R: My friends of Virginia, the lessly populated states of New Jersey and others still have a say in the matters of Congress; Do people not exist there too? That is why we should enact the Great Compromise, so as to be fair to you and your fellow Americans in New Jersey.

O: Frankiln, your plan seems very ideal, but not realistic. Are you sure that such a plan can truly work for us all?

R: I give you the utmost of assurance that the Great Compromise will be a success. As long as you all agree with it and the common American people understand it, it shall not fail; moreover, it shall make our country more prosperous.

Why Our Plan is Good:

The Great Compromise benefits everyone - the idea of having both a House of Representatives and a Senate allows for accurate representation of the majority while still protecting the rights of the minority.
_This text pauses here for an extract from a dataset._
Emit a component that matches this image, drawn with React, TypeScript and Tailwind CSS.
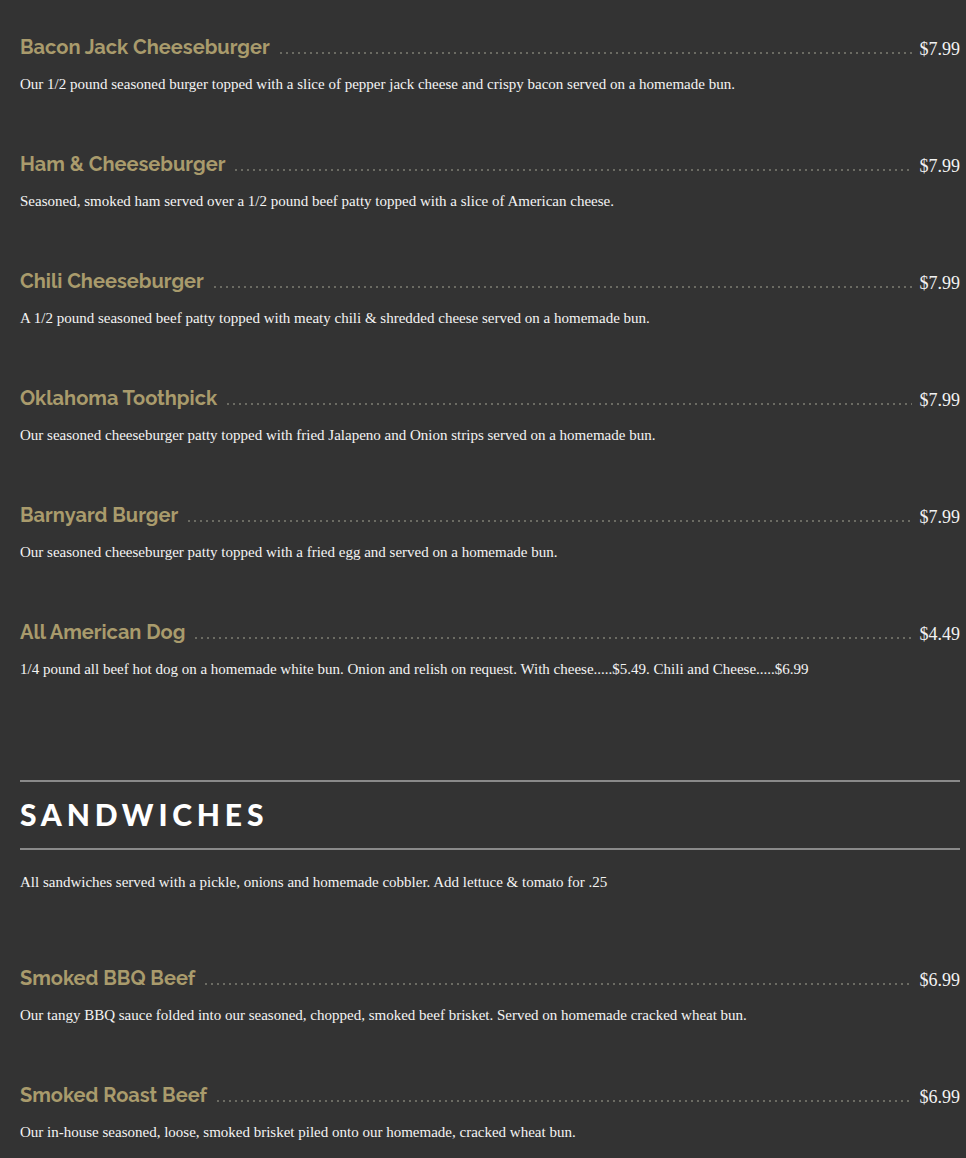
const burgers = [
  {
    name: 'Bacon Jack Cheeseburger',
    price: '$7.99',
    desc: 'Our 1/2 pound seasoned burger topped with a slice of pepper jack cheese and crispy bacon served on a homemade bun.',
  },
  {
    name: 'Ham & Cheeseburger',
    price: '$7.99',
    desc: 'Seasoned, smoked ham served over a 1/2 pound beef patty topped with a slice of American cheese.',
  },
  {
    name: 'Chili Cheeseburger',
    price: '$7.99',
    desc: 'A 1/2 pound seasoned beef patty topped with meaty chili & shredded cheese served on a homemade bun.',
  },
  {
    name: 'Oklahoma Toothpick',
    price: '$7.99',
    desc: 'Our seasoned cheeseburger patty topped with fried Jalapeno and Onion strips served on a homemade bun.',
  },
  {
    name: 'Barnyard Burger',
    price: '$7.99',
    desc: 'Our seasoned cheeseburger patty topped with a fried egg and served on a homemade bun.',
  },
  {
    name: 'All American Dog',
    price: '$4.49',
    desc: '1/4 pound all beef hot dog on a homemade white bun. Onion and relish on request. With cheese.....$5.49. Chili and Cheese.....$6.99',
  },
];

const sandwiches = [
  {
    name: 'Smoked BBQ Beef',
    price: '$6.99',
    desc: 'Our tangy BBQ sauce folded into our seasoned, chopped, smoked beef brisket. Served on homemade cracked wheat bun.',
  },
  {
    name: 'Smoked Roast Beef',
    price: '$6.99',
    desc: 'Our in-house seasoned, loose, smoked brisket piled onto our homemade, cracked wheat bun.',
  },
];

type Item = { name: string; price: string; desc: string };

function MenuItem({ item }: { item: Item }) {
  return (
    <div className="mb-[54px]">
      <div className="flex h-[30px] items-center">
        <h3 className="font-['Raleway','Lato',sans-serif] text-[20px] font-bold leading-[30px] text-[#a99b6c]">
          {item.name}
        </h3>
        <div className="mx-2 mt-[12px] h-[2px] flex-1 bg-[radial-gradient(circle,#6b6b63_0.9px,transparent_1.1px)] bg-[length:6px_2px] bg-repeat-x" />
        <span className="mt-[4px] font-['Liberation_Serif',serif] text-[18px] text-[#f2f2f2]">
          {item.price}
        </span>
      </div>
      <p className="mt-[11px] font-['Liberation_Serif',serif] text-[15px] leading-[22px] text-[#f4f4f4]">
        {item.desc}
      </p>
    </div>
  );
}

export default function App() {
  return (
    <div className="min-h-[1158px] bg-[#333333] pl-5 pr-[6px] pt-[32px]">
      {burgers.map((b) => (
        <MenuItem key={b.name} item={b} />
      ))}

      <section className="mt-[100px]">
        <div className="h-[2px] bg-[#8a8a8a]" />
        <h2 className="mt-[14px] font-['Lato',sans-serif] text-[30px] font-black uppercase leading-[36px] tracking-[0.16em] text-white">
          Sandwiches
        </h2>
        <div className="mt-[16px] h-[2px] bg-[#8a8a8a]" />
        <p className="mt-[21px] font-['Liberation_Serif',serif] text-[15px] leading-[22px] text-[#f4f4f4]">
          All sandwiches served with a pickle, onions and homemade cobbler. Add lettuce &amp; tomato for .25
        </p>
        <div className="mt-[70px]">
          {sandwiches.map((s) => (
            <MenuItem key={s.name} item={s} />
          ))}
        </div>
      </section>
    </div>
  );
}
Our plan encompasses America as a whole rather than just one section of this newly formed nation. We are looking out for the union, not our state. We are focusing on the future, not the past. We want to build our nation on compromise and equal representation, not cutthroat rivalries and factions. We are the future of this great country!

Print Journalist: Write Up of Convention Activity

The boisterous crowd quieted as American luminary, Benjamin Franklin, made his ascent to the podium at the Constitutional Convention on Tuesday.

Franklin’s overwhelmingly moving speech followed the conflicting and self-serving speeches given by the representatives of the Virginia and New Jersey Plans.

“Enough with pointless bickering and arguing over each others contentions! Instead, let us compromise!” Franklin exclaimed passionately, boldly forging a middle ground for America to walk down.

Franklin proposed a plan which merged the contrasting Virginia and New Jersey Plans. His plan supported a bicameral legislature with a House of Representatives based off population to appease Virginia and a House of Senates in accordance with New Jersey’s propositions.

“I immensely implore you… to vote in the favorable ballot of the Great Compromise; for it will undoubtedly lead to countless golden ages of prosperity, ingenuity, and gratification for our great United States,” Franklin wisely said to his audience.

This “great compromise” Franklin spoke of elicited spirited cheers of “Compromise!” from the crowd. His speech evoked little backlash with the exception of one remarkably rude Jackson Tovar of the Virginia Plan who consistently questioned Franklin’s logic and reason.

After Franklin left the podium, he was followed by representatives of the Dixiecrat and Crispus Attucks coalitions who each spoke of the issue of slavery.

The anti slavery Crisupus Attucks Coalition spoke first, warning the slave-owning audience of the moral corruptness that slavery brings. The Dixiecrats, dressed in traditional southern hick attire, rebutted Crispus Attucks argument claiming that slavery is the very basis of the American economy.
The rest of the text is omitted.